Four years after abandoning his dream of earning a living as a rock and roll musician, Spangenberg has emerged as the top runner for Canyons, earning the respect of teammates, most of whom weren’t even born when he started classes at San Mateo High in the Bay Area.
“They’re just so proud of him,” Canyons Coach Lindie Kane said. “When he went up to get his award [for finishing third in the Orange Coast Invitational on Saturday], they were cheering and clapping for him for two or three minutes.”
That performance, combined with a seventh-place finish in the Ventura Invitational on Sept. 10 and a second-place effort in the first Western State Conference meet on Sept. 17, has established Spangenberg as one of the better junior college runners in Southern California.
“I had no idea what to expect,” he said of his first junior college cross-country season. “I expected there to be a lot of fast runners, so I’m really surprised I’ve done as well as I have.”
Although Spangenberg is a cross-country novice, he has run some noteworthy marathon times.
Spangenberg began running four years ago when some friends were training for the L.A. Marathon, but he soon surpassed them.
After running 3 hours 22 minutes in the Santa Clarita Marathon in 1996, he clocked 2:41 in the same race in ’97 and 2:36 in the L.A. Marathon in 1998.
He ran 2:34 and change--he doesn’t remember the exact time--in the Sacramento Marathon last December before clocking 2:34:32 in the L.A. Marathon in March.
Kane, Canyons’ cross-country coach since 1995, asked Spangenberg last summer to come out for the cross-country team.
Spangenberg agreed after discovering that Canyons had a business- and computer-related curriculum that would help him in his job with a medical supply company in Northridge.
Kane says Spangenberg has been a great addition to the team, but not only because he enhances the Cougars’ chances of advancing to the state championships.
“He’s a nice, down-to-earth individual who’s a good role model for younger athletes,” Kane said. “I mean, here’s a guy who’s working 40-plus hours a week, training two or three hours a day, attending classes at night and finding time to spend with his son on the weekends.”
Spangenberg, whose 8-year-old son Brendan lives with his ex-wife in Canyon Country, enjoys being the elder statesman on the Canyons team, though he’s frequently teased about his age.
Teammates often tell him he lacks a finishing kick, and the 33-year-old Kane uses Spangenberg’s age as a motivational tool with younger runners like freshman Juan Granados.
“Juan is kind of quiet guy,” Kane said. “So I’ll sometimes tell him in workouts, ‘You can’t keep letting that old man run ahead of you.’ ”
That old man was an all-league defensive back as a junior and senior at San Mateo who ran track as a freshman until quitting midway through the season.
“I just had a huge dislike for running [the 800 and 1,600 meters],” Spangenberg said with a laugh. “It was just a little too painful for me, and I wanted the glory of playing on the football team.”
After graduating, Spangenberg enrolled at San Francisco State but withdrew from school within a matter of weeks.
He attended Canada College in Redwood City before deciding to pursue a career as a rock guitarist.
“Music was a new and exciting thing for me,” Spangenberg said.
Spangenberg, who began playing the guitar in high school, pursued a musical career for the next decade.
He jokes that he “failed miserably” in his pursuit of rock stardom.
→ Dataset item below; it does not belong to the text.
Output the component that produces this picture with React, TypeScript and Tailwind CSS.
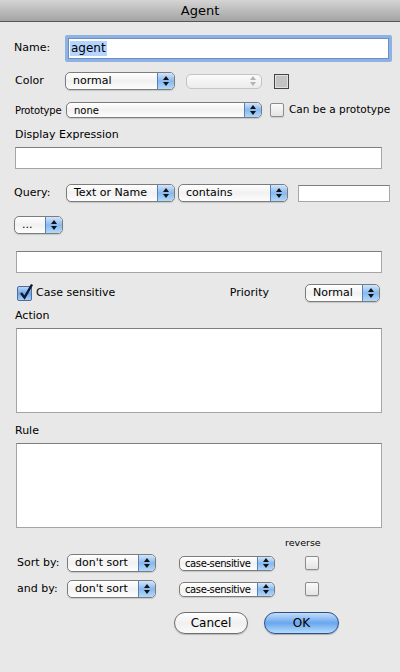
import React from 'react';

const font = { fontFamily: '"DejaVu Sans", "Liberation Sans", sans-serif' };

const Stepper: React.FC<{ disabled?: boolean }> = ({ disabled }) => (
  <div
    className={
      disabled
        ? 'flex h-full w-[16px] flex-col items-center justify-center gap-[2px] rounded-r-[5px]'
        : 'flex h-full w-[17px] flex-col items-center justify-center gap-[2px] rounded-r-[4px] border-l border-[#5a7fb5] bg-gradient-to-b from-[#d2e6fa] via-[#86b8ee] to-[#b3d8fb]'
    }
  >
    <svg width="6" height="4" viewBox="0 0 6 4">
      <path d="M3 0 L6 4 L0 4 Z" fill={disabled ? '#b4b4b4' : '#111'} />
    </svg>
    <svg width="6" height="4" viewBox="0 0 6 4">
      <path d="M0 0 L6 0 L3 4 Z" fill={disabled ? '#b4b4b4' : '#111'} />
    </svg>
  </div>
);

const PopUp: React.FC<{
  label?: string;
  w: string;
  h: string;
  text?: string;
  disabled?: boolean;
}> = ({ label = '', w, h, text = 'text-[11px] pl-[7px]', disabled }) => (
  <div
    className={`${w} ${h} flex shrink-0 items-stretch overflow-hidden rounded-[5px] border ${
      disabled ? 'border-[#c4c4c4] bg-gradient-to-b from-[#fafafa] to-[#ececec]' : 'border-[#7c7c7c] bg-gradient-to-b from-[#ffffff] via-[#f1f1f1] to-[#fdfdfd] shadow-[0_1px_1px_rgba(0,0,0,0.15)]'
    }`}
  >
    <div className={`flex flex-1 items-center overflow-hidden whitespace-nowrap ${text} text-black`}>{label}</div>
    <Stepper disabled={disabled} />
  </div>
);

const TextField: React.FC<{ w: string; h: string; cls?: string }> = ({ w, h, cls = '' }) => (
  <div className={`${w} ${h} ${cls} shrink-0 border border-[#a5a5a5] border-t-[#7e7e7e] bg-white`} />
);

const CheckBox: React.FC<{ checked?: boolean; cls?: string }> = ({ checked, cls = '' }) =>
  checked ? (
    <div className={`relative h-[15px] w-[15px] shrink-0 rounded-[2px] border border-[#4c6c9c] bg-gradient-to-b from-[#b9d7f7] via-[#6ea6e8] to-[#a8d0f8] ${cls}`}>
      <svg className="absolute left-[1px] top-[-4px]" width="15" height="17" viewBox="0 0 15 17">
        <path d="M2 10 L5.5 14.5 L13 1.5" stroke="#0b1a33" strokeWidth="2.4" fill="none" strokeLinejoin="miter" />
      </svg>
    </div>
  ) : (
    <div className={`h-[14px] w-[14px] shrink-0 rounded-[2px] border border-[#8c8c8c] bg-gradient-to-b from-[#fafafa] to-[#e4e4e4] shadow-[0_1px_1px_rgba(0,0,0,0.12)] ${cls}`} />
  );

export default function App() {
  return (
    <div className="h-[672px] w-[400px] overflow-hidden whitespace-nowrap bg-[#e8e8e8] text-black" style={font}>
      {/* Title bar */}
      <div className="flex h-[22px] items-center justify-center border-b border-[#555] bg-gradient-to-b from-[#d4d4d4] to-[#a4a4a4] text-[13px]">
        Agent
      </div>

      {/* Name */}
      <div className="mt-[13px] flex h-[27px] items-center">
        <span className="ml-[14px] w-[51px] text-[11px]">Name:</span>
        <div className="flex h-[27px] w-[327px] items-center rounded-[2px] border-[3px] border-[#8db2e3] bg-white">
          <div className="flex h-full w-full items-center border border-[#6b8fc4] pl-[1px] text-[12px]">
            <span className="bg-[#b5d5ff] px-[1px] leading-[15px]">agent</span>
          </div>
        </div>
      </div>

      {/* Color */}
      <div className="mt-[10px] flex h-[18px] items-center">
        <span className="ml-[15px] w-[50px] text-[11px]">Color</span>
        <PopUp label="normal" w="w-[110px]" h="h-[18px]" />
        <div className="ml-[11px]">
          <PopUp w="w-[76px]" h="h-[15px]" disabled />
        </div>
        <div className="ml-[12px] h-[15px] w-[15px] border border-[#444] bg-[#c3c3c3] shadow-[inset_0_0_0_1px_#e0e0e0]" />
      </div>

      {/* Prototype */}
      <div className="mt-[12px] flex h-[16px] items-center">
        <span className="ml-[15px] w-[51px] tracking-[-0.2px] text-[10px]">Prototype</span>
        <PopUp label="none" w="w-[196px]" h="h-[16px]" text="text-[10px] pl-[7px]" />
        <CheckBox cls="ml-[8px]" />
        <span className="ml-[5px] text-[10.5px]">Can be a prototype</span>
      </div>

      {/* Display Expression */}
      <div className="mt-[9px] flex h-[16px] items-center">
        <span className="ml-[15px] text-[11px]">Display Expression</span>
      </div>
      <TextField w="w-[367px]" h="h-[22px]" cls="ml-[15px] mt-[4px]" />

      {/* Query */}
      <div className="mt-[15px] flex h-[18px] items-center">
        <span className="ml-[14px] w-[52px] text-[11px]">Query:</span>
        <PopUp label="Text or Name" w="w-[109px]" h="h-[18px]" />
        <div className="ml-[3px]">
          <PopUp label="contains" w="w-[110px]" h="h-[18px]" />
        </div>
        <TextField w="w-[92px]" h="h-[17px]" cls="ml-[10px]" />
      </div>

      {/* ... */}
      <div className="mt-[14px] flex h-[18px] items-center pl-[14px]">
        <PopUp label="..." w="w-[49px]" h="h-[18px]" />
      </div>

      <TextField w="w-[366px]" h="h-[22px]" cls="ml-[16px] mt-[17px]" />

      {/* Case sensitive / Priority */}
      <div className="mt-[11px] flex h-[18px] items-center">
        <CheckBox checked cls="ml-[17px]" />
        <span className="ml-[4px] text-[11px]">Case sensitive</span>
        <span className="ml-auto text-[11px]">Priority</span>
        <div className="ml-[36px] mr-[20px]">
          <PopUp label="Normal" w="w-[75px]" h="h-[18px]" />
        </div>
      </div>

      {/* Action */}
      <div className="mt-[6px] flex h-[16px] items-center">
        <span className="ml-[15px] text-[11px]">Action</span>
      </div>
      <TextField w="w-[366px]" h="h-[85px]" cls="ml-[16px] mt-[4px]" />

      {/* Rule */}
      <div className="mt-[10px] flex h-[16px] items-center">
        <span className="ml-[15px] text-[11px]">Rule</span>
      </div>
      <TextField w="w-[366px]" h="h-[85px]" cls="ml-[16px] mt-[4px]" />

      {/* reverse */}
      <div className="mt-[8px] flex h-[14px] items-center">
        <span className="ml-[285px] text-[9.5px]">reverse</span>
      </div>

      {/* Sort by */}
      {['Sort by:', 'and by:'].map((l, i) => (
        <div key={l} className={`${i === 0 ? 'mt-[4px]' : 'mt-[8px]'} flex h-[18px] items-center`}>
          <span className="ml-[17px] w-[50px] text-[11px]">{l}</span>
          <PopUp label="don't sort" w="w-[89px]" h="h-[18px]" />
          <div className="ml-[23px]">
            <PopUp label="case-sensitive" w="w-[96px]" h="h-[15px]" text="text-[10px] tracking-[-0.4px] pl-[5px]" />
          </div>
          <CheckBox cls="ml-[30px]" />
        </div>
      ))}

      {/* Buttons */}
      <div className="mt-[14px] flex h-[22px] items-center">
        <div className="ml-[174px] flex h-[22px] w-[74px] items-center justify-center rounded-full border border-[#6e6e6e] bg-gradient-to-b from-[#ffffff] via-[#f0f0f0] to-[#fafafa] text-[12px] shadow-[0_1px_1px_rgba(0,0,0,0.2)]">
          Cancel
        </div>
        <div className="ml-[16px] flex h-[22px] w-[75px] items-center justify-center rounded-full border border-[#2d4f8a] bg-gradient-to-b from-[#c4ddf8] via-[#69a6ee] to-[#b5dcfd] text-[12px] shadow-[0_1px_1px_rgba(0,0,0,0.25)]">
          OK
        </div>
      </div>
    </div>
  );
}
He played base guitar in a band called Circle of Soul from 1989-95. The band cut two CDs in the early 1990s on the Hollywood Records label.
“It was a good band,” he said. “We were kind of a cross behind Guns N’ Roses and Lenny Kravitz.”
He began running shortly after leaving the band and is now more concerned with racing tactics than playing gigs.
“I had no idea there was so much strategy involved in these races,” Spangenberg said. “It’s like I’m learning something new every race.”